Begin Information supplied

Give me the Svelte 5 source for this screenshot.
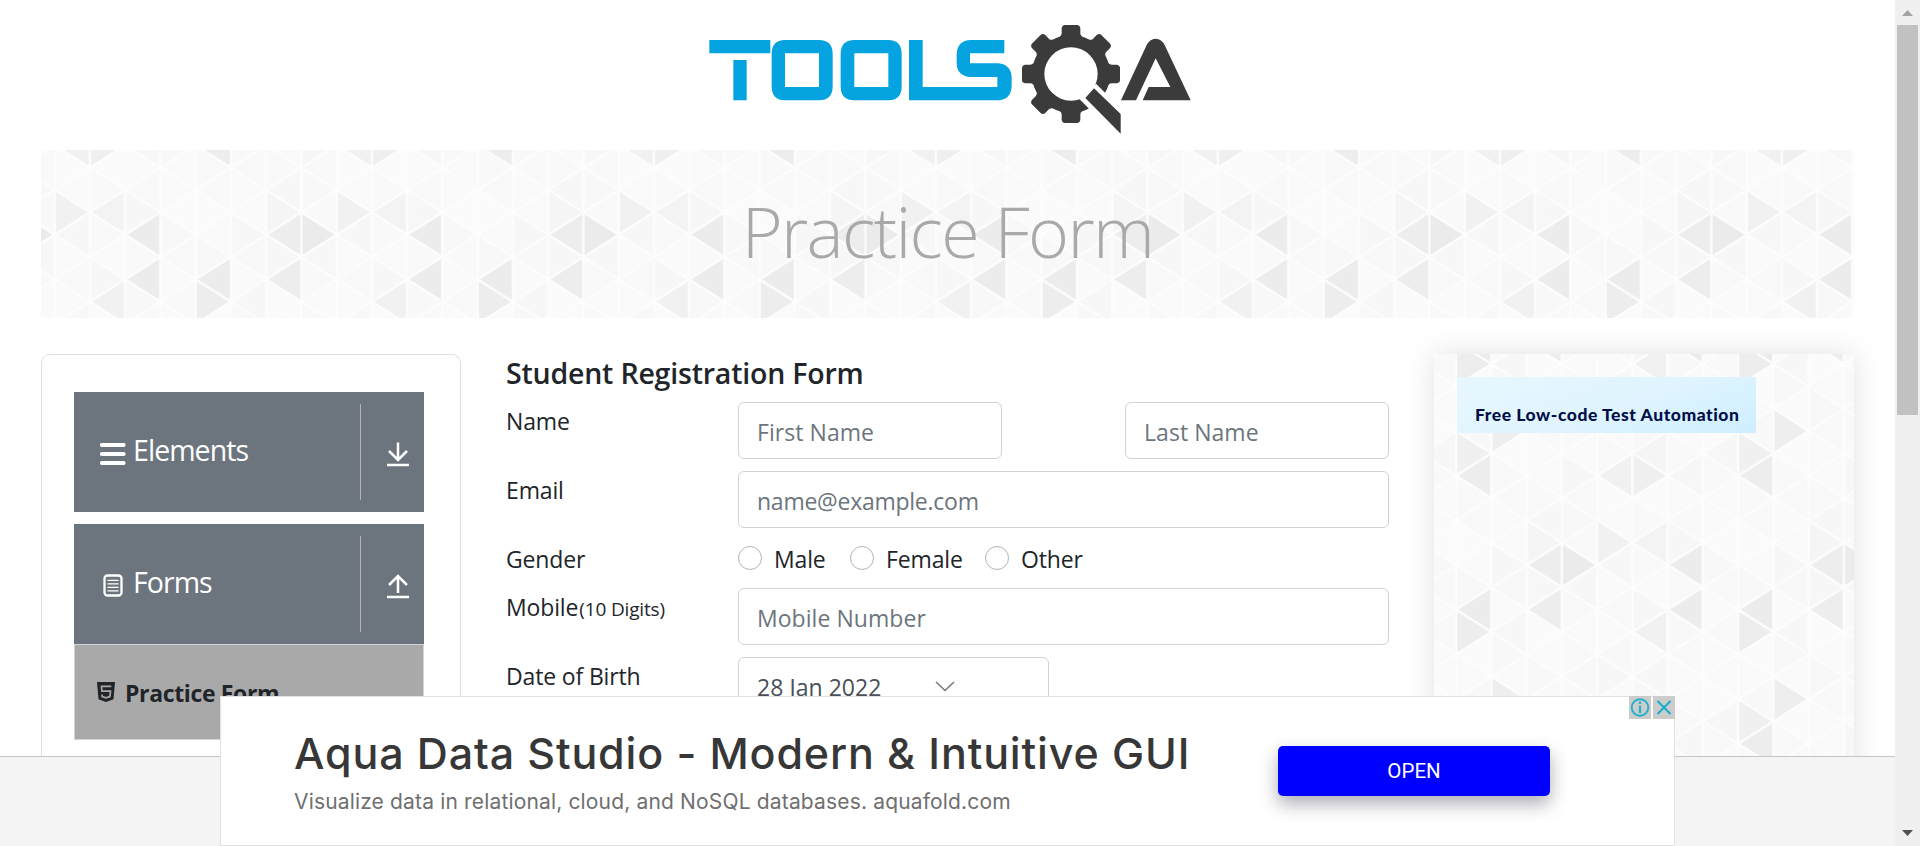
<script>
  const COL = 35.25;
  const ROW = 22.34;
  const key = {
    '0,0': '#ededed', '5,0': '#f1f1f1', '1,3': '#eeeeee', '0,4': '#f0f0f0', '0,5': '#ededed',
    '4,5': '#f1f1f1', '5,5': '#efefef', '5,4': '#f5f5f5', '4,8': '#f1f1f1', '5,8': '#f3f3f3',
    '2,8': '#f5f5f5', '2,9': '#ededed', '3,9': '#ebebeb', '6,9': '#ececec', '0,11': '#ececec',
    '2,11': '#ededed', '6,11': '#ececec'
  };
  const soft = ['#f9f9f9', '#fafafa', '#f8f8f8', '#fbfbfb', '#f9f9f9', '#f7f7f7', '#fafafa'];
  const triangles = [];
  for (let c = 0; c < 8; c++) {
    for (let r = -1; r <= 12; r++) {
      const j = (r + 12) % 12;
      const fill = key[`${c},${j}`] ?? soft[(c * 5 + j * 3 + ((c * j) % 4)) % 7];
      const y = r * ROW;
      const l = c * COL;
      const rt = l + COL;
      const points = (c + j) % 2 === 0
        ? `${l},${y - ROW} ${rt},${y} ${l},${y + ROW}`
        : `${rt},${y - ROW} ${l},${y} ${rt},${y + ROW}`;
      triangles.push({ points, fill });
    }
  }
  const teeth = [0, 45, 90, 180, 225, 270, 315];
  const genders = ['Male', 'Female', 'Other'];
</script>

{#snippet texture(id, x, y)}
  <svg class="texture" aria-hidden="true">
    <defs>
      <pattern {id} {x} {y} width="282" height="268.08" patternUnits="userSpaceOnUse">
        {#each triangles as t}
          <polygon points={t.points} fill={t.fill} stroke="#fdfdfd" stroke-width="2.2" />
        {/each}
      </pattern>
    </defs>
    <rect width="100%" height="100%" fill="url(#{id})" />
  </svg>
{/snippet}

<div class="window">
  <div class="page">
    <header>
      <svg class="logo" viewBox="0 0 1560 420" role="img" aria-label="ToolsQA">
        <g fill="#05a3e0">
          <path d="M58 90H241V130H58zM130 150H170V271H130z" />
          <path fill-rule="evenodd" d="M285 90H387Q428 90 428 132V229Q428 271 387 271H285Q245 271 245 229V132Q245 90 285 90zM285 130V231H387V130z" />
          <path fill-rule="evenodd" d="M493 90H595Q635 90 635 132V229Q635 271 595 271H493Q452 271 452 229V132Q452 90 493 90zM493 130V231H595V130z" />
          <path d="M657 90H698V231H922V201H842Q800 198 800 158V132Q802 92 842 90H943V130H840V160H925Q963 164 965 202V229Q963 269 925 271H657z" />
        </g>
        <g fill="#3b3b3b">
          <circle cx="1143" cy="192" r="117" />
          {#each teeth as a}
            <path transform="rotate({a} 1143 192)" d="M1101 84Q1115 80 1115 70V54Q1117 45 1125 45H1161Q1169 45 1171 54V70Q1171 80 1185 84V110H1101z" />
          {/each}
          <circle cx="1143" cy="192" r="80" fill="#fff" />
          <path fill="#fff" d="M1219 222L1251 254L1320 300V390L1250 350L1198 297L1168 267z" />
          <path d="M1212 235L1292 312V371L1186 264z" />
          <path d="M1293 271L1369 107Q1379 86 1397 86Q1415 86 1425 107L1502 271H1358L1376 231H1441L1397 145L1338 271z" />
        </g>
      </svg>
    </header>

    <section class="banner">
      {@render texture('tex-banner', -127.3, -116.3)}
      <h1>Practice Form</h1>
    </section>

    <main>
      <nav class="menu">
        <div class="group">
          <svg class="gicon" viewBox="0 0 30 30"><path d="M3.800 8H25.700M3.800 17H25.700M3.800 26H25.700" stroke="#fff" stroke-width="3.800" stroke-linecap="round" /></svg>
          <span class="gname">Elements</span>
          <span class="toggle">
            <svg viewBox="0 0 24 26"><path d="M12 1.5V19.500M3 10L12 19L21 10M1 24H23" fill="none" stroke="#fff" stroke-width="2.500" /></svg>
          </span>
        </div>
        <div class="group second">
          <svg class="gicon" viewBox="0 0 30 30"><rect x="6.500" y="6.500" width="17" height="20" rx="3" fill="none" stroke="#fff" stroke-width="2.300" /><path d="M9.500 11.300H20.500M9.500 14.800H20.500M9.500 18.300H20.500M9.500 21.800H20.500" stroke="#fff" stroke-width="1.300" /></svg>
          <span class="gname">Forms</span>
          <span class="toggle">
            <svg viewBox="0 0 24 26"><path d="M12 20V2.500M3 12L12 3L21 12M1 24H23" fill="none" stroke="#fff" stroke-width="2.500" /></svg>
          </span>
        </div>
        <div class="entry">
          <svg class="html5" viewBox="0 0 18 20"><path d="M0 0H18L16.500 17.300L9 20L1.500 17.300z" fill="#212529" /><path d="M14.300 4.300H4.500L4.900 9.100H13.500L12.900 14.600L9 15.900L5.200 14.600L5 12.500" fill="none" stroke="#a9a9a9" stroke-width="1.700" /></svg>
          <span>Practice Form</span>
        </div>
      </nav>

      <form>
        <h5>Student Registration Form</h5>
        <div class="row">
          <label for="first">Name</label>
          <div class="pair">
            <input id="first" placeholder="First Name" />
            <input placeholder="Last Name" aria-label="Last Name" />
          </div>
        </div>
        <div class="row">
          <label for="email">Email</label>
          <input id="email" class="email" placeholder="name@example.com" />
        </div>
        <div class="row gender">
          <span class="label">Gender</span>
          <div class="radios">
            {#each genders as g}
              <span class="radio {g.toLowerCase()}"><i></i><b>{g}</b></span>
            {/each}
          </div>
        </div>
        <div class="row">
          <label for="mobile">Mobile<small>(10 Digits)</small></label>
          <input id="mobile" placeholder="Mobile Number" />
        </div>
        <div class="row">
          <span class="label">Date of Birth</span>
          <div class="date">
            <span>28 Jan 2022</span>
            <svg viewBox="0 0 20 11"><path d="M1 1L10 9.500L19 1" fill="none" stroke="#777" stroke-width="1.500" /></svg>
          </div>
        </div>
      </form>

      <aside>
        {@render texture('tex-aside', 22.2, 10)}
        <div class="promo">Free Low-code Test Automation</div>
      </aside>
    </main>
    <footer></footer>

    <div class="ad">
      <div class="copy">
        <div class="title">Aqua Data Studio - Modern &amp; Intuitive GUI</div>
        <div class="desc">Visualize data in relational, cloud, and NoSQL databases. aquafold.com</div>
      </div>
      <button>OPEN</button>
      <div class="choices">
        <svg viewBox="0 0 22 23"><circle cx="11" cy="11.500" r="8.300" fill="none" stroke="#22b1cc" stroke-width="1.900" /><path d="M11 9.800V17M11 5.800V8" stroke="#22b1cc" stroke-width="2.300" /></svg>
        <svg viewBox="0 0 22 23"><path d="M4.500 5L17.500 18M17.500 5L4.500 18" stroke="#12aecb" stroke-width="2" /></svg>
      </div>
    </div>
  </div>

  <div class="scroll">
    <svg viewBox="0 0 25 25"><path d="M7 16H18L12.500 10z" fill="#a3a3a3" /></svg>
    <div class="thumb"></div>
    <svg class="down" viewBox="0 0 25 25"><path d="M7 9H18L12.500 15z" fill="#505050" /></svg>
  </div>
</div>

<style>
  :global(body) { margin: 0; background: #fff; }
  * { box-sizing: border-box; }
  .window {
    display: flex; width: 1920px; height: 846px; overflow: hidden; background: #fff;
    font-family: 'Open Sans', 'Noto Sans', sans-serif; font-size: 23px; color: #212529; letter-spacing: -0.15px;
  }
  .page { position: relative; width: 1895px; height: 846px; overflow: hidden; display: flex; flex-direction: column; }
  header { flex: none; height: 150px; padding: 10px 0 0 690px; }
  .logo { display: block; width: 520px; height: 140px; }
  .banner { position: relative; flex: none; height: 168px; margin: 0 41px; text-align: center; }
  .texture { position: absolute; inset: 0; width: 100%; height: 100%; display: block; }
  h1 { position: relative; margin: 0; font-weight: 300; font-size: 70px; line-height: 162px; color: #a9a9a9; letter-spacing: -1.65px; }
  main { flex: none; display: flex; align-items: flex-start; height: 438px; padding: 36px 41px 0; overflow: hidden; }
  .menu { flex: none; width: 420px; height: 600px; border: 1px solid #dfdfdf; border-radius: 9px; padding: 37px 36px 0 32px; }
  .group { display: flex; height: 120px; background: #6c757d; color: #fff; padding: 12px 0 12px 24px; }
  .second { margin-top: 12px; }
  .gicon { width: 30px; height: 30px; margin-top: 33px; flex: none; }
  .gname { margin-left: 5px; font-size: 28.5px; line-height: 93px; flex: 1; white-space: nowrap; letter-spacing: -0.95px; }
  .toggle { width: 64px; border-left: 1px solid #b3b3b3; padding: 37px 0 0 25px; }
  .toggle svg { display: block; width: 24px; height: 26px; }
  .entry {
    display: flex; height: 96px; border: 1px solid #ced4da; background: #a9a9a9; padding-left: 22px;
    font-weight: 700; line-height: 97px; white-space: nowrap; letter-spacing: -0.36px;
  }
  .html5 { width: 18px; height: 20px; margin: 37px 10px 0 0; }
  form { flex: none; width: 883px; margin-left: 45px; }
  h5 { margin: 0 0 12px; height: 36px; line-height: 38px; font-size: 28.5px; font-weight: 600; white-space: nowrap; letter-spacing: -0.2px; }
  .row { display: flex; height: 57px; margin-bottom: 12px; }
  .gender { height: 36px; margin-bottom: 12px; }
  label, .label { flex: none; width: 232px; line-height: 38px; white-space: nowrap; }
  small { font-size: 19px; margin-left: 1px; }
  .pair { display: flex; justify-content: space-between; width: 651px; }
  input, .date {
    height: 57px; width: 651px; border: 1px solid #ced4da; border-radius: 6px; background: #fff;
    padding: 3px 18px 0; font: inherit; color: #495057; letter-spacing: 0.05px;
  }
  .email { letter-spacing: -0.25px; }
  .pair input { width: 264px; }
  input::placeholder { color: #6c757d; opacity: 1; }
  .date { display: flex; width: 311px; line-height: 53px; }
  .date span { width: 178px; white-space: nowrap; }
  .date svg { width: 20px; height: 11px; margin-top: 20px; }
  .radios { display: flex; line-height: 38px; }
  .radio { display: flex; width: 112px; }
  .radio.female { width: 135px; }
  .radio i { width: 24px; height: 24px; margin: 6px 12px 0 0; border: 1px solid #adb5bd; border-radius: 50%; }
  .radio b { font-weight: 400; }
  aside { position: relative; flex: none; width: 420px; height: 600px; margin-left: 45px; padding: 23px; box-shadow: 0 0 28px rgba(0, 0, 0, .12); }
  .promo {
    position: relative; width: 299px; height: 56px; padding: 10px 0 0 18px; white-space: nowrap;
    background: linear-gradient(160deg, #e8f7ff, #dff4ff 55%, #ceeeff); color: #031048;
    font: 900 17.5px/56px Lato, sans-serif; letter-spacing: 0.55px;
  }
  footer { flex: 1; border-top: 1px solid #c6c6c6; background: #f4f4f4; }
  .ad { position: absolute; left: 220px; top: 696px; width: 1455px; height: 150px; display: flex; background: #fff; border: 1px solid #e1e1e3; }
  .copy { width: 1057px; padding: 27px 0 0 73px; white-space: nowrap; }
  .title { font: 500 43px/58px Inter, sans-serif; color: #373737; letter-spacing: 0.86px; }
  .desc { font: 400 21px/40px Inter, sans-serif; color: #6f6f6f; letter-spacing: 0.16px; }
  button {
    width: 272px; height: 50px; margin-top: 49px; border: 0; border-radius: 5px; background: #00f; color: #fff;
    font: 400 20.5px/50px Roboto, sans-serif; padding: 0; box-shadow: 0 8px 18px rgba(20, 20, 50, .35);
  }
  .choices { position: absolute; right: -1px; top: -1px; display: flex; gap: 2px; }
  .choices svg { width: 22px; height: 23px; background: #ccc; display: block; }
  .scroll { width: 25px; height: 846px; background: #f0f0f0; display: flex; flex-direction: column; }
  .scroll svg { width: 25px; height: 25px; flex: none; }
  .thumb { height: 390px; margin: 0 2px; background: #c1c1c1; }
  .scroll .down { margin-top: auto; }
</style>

End Information supplied
Begin Information supplied

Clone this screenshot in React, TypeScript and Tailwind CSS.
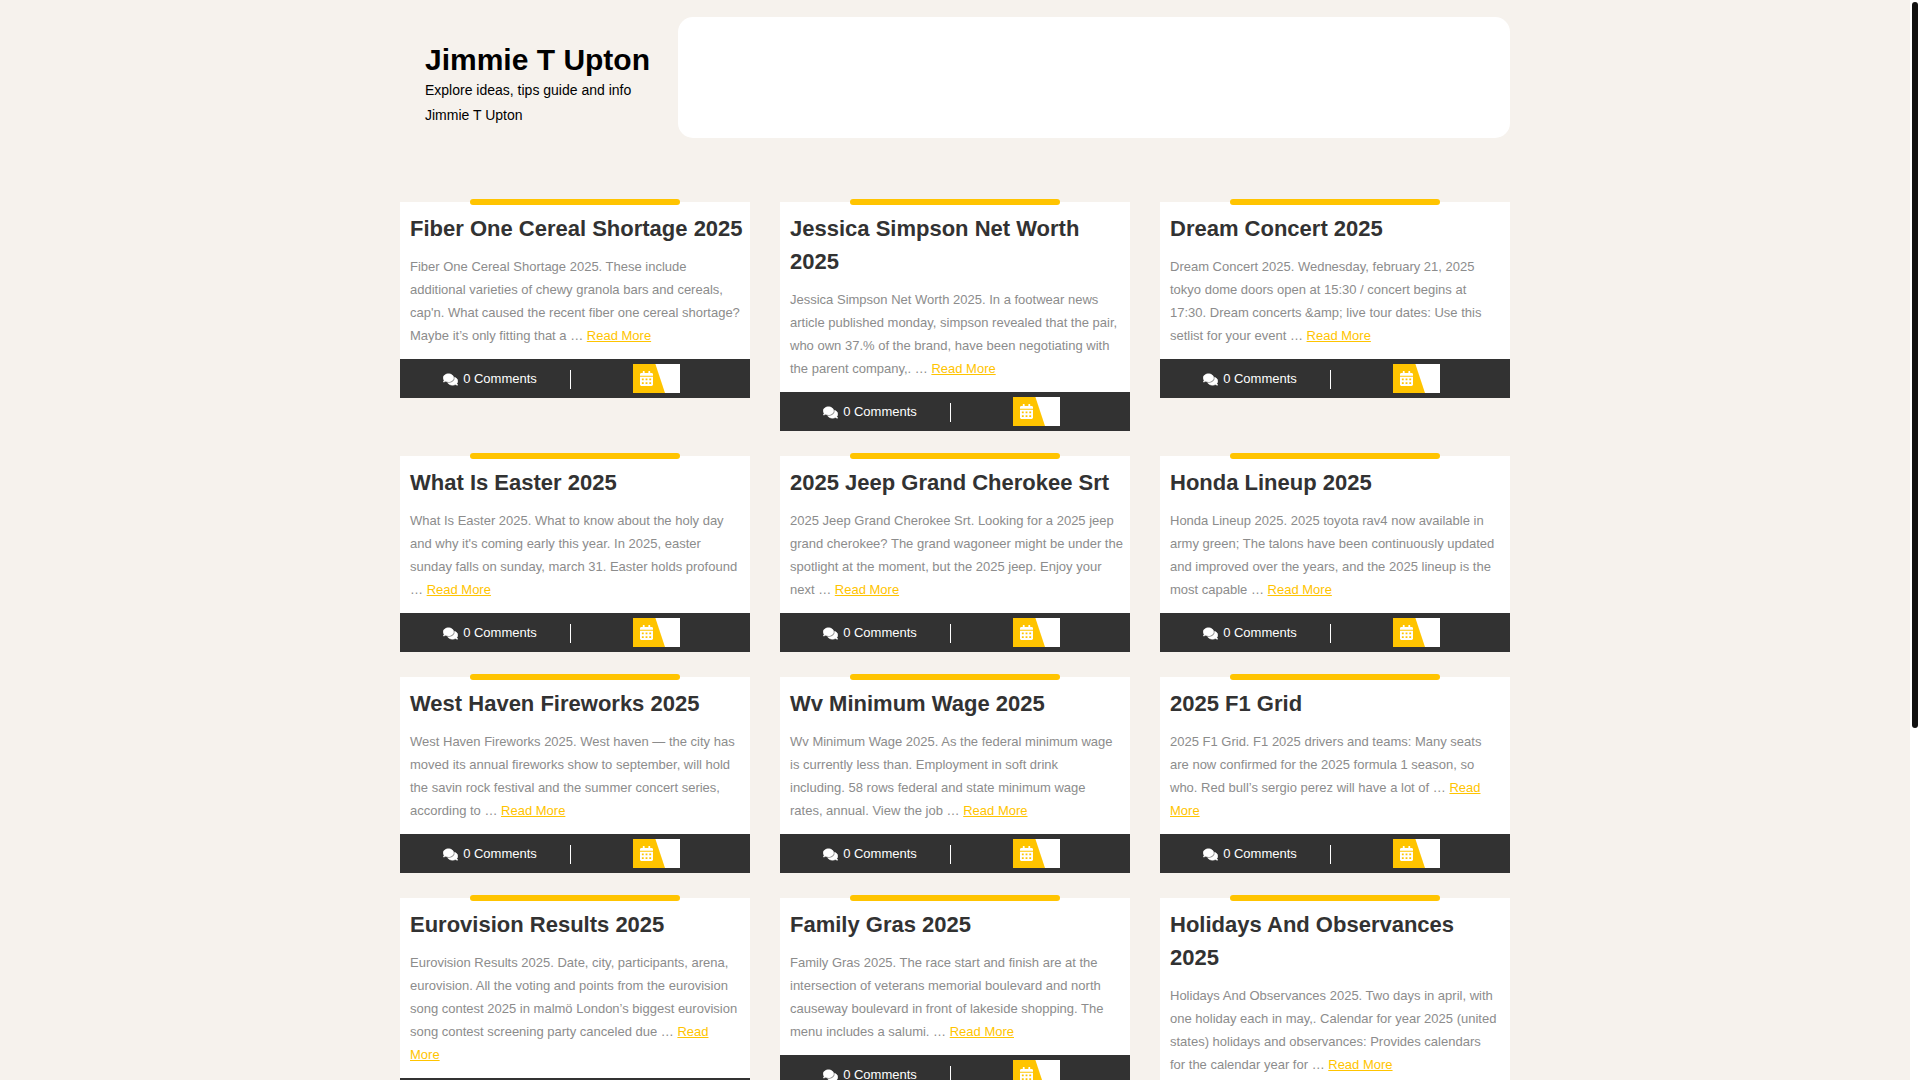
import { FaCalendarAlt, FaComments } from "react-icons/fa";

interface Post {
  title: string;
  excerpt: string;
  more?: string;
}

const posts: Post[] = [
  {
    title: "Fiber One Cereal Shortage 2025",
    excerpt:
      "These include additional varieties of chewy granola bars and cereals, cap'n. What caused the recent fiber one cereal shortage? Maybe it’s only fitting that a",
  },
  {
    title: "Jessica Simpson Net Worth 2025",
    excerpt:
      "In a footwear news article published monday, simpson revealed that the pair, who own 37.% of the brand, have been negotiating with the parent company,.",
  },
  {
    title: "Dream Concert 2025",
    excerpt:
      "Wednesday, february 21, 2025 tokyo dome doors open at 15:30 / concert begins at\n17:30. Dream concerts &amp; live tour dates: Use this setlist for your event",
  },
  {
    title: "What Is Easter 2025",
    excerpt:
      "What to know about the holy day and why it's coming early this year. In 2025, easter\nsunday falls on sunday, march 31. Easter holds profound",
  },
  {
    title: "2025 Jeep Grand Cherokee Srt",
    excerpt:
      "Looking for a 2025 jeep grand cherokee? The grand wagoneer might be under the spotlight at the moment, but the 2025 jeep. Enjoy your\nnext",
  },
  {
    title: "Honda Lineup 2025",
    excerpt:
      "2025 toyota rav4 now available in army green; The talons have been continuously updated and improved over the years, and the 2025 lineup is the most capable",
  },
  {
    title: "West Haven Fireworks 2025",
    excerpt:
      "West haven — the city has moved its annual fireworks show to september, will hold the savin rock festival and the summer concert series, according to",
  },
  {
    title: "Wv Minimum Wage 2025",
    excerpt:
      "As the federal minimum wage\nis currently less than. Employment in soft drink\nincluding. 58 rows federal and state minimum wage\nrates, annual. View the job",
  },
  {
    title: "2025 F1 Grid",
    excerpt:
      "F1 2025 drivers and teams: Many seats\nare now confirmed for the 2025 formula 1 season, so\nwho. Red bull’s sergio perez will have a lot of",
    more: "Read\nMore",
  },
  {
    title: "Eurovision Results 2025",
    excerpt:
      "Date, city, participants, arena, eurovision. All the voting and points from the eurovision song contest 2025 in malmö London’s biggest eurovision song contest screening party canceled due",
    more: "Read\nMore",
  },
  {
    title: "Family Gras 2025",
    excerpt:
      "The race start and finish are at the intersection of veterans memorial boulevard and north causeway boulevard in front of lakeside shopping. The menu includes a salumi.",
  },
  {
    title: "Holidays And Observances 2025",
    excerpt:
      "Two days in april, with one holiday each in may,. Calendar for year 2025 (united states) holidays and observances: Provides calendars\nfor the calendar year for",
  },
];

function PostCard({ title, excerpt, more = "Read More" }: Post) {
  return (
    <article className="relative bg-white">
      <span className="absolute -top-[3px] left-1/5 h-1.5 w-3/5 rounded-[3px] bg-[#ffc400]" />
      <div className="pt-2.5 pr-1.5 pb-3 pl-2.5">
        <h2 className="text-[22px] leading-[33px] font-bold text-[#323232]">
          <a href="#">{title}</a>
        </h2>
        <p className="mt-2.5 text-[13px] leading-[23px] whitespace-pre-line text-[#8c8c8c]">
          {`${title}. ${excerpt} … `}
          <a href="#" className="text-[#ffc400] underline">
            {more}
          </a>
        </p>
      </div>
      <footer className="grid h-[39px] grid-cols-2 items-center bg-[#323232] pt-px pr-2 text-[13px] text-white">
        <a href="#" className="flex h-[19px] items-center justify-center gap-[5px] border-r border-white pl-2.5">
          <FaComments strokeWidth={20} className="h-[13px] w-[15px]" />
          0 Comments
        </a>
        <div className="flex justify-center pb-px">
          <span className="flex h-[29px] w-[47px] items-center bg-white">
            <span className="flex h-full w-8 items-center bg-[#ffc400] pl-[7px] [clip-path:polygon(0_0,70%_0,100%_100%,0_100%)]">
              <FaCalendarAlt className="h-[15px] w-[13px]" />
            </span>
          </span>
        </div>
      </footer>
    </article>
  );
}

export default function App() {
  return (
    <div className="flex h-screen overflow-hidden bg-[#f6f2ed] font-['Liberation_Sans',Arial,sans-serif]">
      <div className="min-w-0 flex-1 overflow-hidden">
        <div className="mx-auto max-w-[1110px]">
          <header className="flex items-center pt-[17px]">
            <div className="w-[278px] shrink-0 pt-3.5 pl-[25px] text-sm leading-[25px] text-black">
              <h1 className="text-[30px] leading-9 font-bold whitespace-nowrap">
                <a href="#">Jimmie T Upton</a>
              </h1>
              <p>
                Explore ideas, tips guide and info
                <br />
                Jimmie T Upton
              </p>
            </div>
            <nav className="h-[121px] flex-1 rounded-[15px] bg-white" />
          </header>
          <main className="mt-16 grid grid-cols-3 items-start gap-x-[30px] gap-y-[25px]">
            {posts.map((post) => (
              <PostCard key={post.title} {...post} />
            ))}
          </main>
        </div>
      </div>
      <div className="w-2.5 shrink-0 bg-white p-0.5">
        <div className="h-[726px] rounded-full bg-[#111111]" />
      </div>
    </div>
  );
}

End Information supplied

Gather each line in the entries above where the string "this" is found.

• _Final answer_
Give me the Svelte 5 source for this screenshot.
Clone this screenshot in React, TypeScript and Tailwind CSS.
      "Wednesday, february 21, 2025 tokyo dome doors open at 15:30 / concert begins at\n17:30. Dream concerts &amp; live tour dates: Use this setlist for your event",
      "What to know about the holy day and why it's coming early this year. In 2025, easter\nsunday falls on sunday, march 31. Easter holds profound",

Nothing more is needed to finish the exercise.